Moyer and Kaylin McNeil, research associate at the Frederick S. Pardee Center for International Futures at the Josef Korbel School of International Studies
- Grant from the Institute for Security Studies for "IFs model and long-term forecasts in Nigeria and Egypt"
- Project abstract: The Pardee Center will undertake services regarding general support on the International Futures model and long-term forecasts in Nigeria and Egypt. These studies are done for the Government of the Netherlands, Hanns Seidel Foundation in South Africa and the Swedish International Development Cooperation Agency.
Cecilia Orphan, assistant professor at the Morgridge College of Education
- Grant from Appalachian State University, subaward from Ascendium Education Group for "What it Means to be a Rural-Serving Postsecondary Institution"
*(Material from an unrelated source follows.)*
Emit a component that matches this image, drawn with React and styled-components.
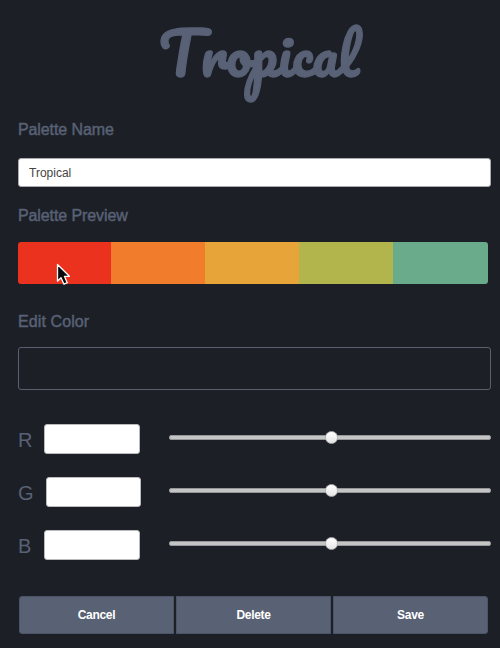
import React from "react";
import styled, { createGlobalStyle } from "styled-components";

const GlobalStyle = createGlobalStyle`
  * { box-sizing: border-box; }
  body {
    margin: 0;
    background: #1c1f26;
    font-family: "Liberation Sans", Arial, sans-serif;
    overflow: hidden;
  }
`;

const Page = styled.main`
  position: relative;
  display: flex;
  flex-direction: column;
  height: 648px;
  padding: 0 9px 0 18px;
  color: #586175;
  background: #1c1f26;
`;

const Title = styled.h1`
  height: 120px;
  margin: 0 0 0 141px;
  font-family: Pacifico, cursive;
  font-size: 56px;
  font-weight: 400;
  line-height: 107px;
  white-space: nowrap;
  -webkit-text-stroke: 1.3px #586175;
`;

const Initial = styled.span`
  margin-right: 1px;
  font-size: 58px;
  line-height: 1;
`;

const Label = styled.label`
  display: block;
  height: 20px;
  margin-bottom: ${({ $gap }) => $gap}px;
  font-size: 16px;
  line-height: 20px;
  letter-spacing: ${({ $spacing }) => $spacing || "-0.1px"};
  -webkit-text-stroke: 0.45px #586175;
`;

const TextField = styled.input`
  height: 29px;
  width: 473px;
  margin: 0 0 19px;
  padding: 0 10px;
  border: 1px solid #a9abb0;
  border-radius: 3px;
  outline: none;
  background: #fff;
  color: #444;
  font: 12px "Liberation Sans", Arial, sans-serif;
`;

const Swatches = styled.div`
  display: grid;
  grid-template-columns: 93px repeat(3, 94px) 95px;
  width: 470px;
  height: 42px;
  margin-bottom: 28px;
  border-radius: 3px;
  overflow: hidden;
`;

const Swatch = styled.div`
  background: ${({ $color }) => $color};
`;

const ColorField = styled.div`
  height: 43px;
  margin-bottom: 34px;
  border: 1px solid #586070;
  border-radius: 3px;
`;

const Channels = styled.div`
  display: grid;
  grid-auto-rows: 53px;
  height: 172px;
`;

const Channel = styled.div`
  display: grid;
  grid-template-columns: 151px 322px;
  align-items: start;
`;

const ValueGroup = styled.label`
  display: flex;
  gap: ${({ $gap }) => $gap}px;
  font-size: 20px;
  line-height: 32px;
`;

const ValueInput = styled.input`
  width: ${({ $width }) => $width}px;
  height: 30px;
  padding: 0 8px;
  border: 1px solid #b9bbbf;
  border-radius: 3px;
  outline: none;
  background: #fff;
`;

const Slider = styled.input`
  appearance: none;
  width: 322px;
  height: 12px;
  margin: 7px 0 0;
  background: transparent;
  outline: none;

  &::-webkit-slider-runnable-track {
    height: 5px;
    border: 1px solid #96979a;
    border-radius: 2px;
    background: #c5c5c6;
  }

  &::-webkit-slider-thumb {
    appearance: none;
    width: 13px;
    height: 13px;
    margin-top: -5px;
    border: 1px solid #b1b2b4;
    border-radius: 50%;
    background: linear-gradient(#fff, #e5e5e5);
  }
`;

const Actions = styled.div`
  display: grid;
  grid-template-columns: repeat(3, 1fr);
  gap: 2px;
  width: 469px;
  height: 38px;
  margin-left: 1px;
`;

const Button = styled.button`
  padding: 0 0 1px;
  border: 1px solid #4c5467;
  border-radius: ${({ $radius }) => $radius || "0"};
  background: #596174;
  color: #fff;
  font: 700 12px "Liberation Sans", Arial, sans-serif;
  letter-spacing: -0.3px;
`;

const Cursor = styled.svg`
  position: absolute;
  left: 56px;
  top: 263px;
  width: 15px;
  height: 23px;
`;

const colors = ["#eb321e", "#f17d2c", "#e6a439", "#b1b54b", "#6aab8b"];
const channels = [
  { name: "R", gap: 12, width: 96 },
  { name: "G", gap: 12, width: 95 },
  { name: "B", gap: 13, width: 96 },
];

export default function App() {
  return (
    <Page>
      <GlobalStyle />
      <Title><Initial>T</Initial>ropical</Title>
      <Label htmlFor="name" $gap={18}>Palette Name</Label>
      <TextField id="name" defaultValue="Tropical" />
      <Label as="div" $gap={16}>Palette Preview</Label>
      <Swatches>
        {colors.map((color) => <Swatch key={color} $color={color} />)}
      </Swatches>
      <Label as="div" $gap={15} $spacing="0.1px">Edit Color</Label>
      <ColorField />
      <Channels>
        {channels.map(({ name, gap, width }) => (
          <Channel key={name}>
            <ValueGroup $gap={gap}>{name}<ValueInput $width={width} /></ValueGroup>
            <Slider type="range" aria-label={name} min="0" max="254" defaultValue="128" />
          </Channel>
        ))}
      </Channels>
      <Actions>
        <Button $radius="3px 0 0 3px">Cancel</Button>
        <Button>Delete</Button>
        <Button $radius="0 3px 3px 0">Save</Button>
      </Actions>
      <Cursor viewBox="0 0 15 23" aria-hidden="true">
        <path d="M1.5 1.5V18.2L5 14.8L8 21.2L11.3 19.7L8.4 13.3H13.4Z" fill="#080a0c" stroke="#fff" strokeWidth="1.3" strokeLinejoin="round" />
      </Cursor>
    </Page>
  );
}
- Project abstract: In recent years, greater attention has been paid to the postsecondary educational outcomes and success of students from rural communities. One common challenge that arises in attempting to better understand these students' collegiate experiences is a current inability to identify the colleges and universities that are successfully serving rural students and communities. The need to establish a definition for rural-serving institutions (RSIs) has been articulated in multiple venues and this project will develop a definition for RSIs, and a range of publicly available data products and tools to promote expanded research on these critical institutions and how they serve rural students.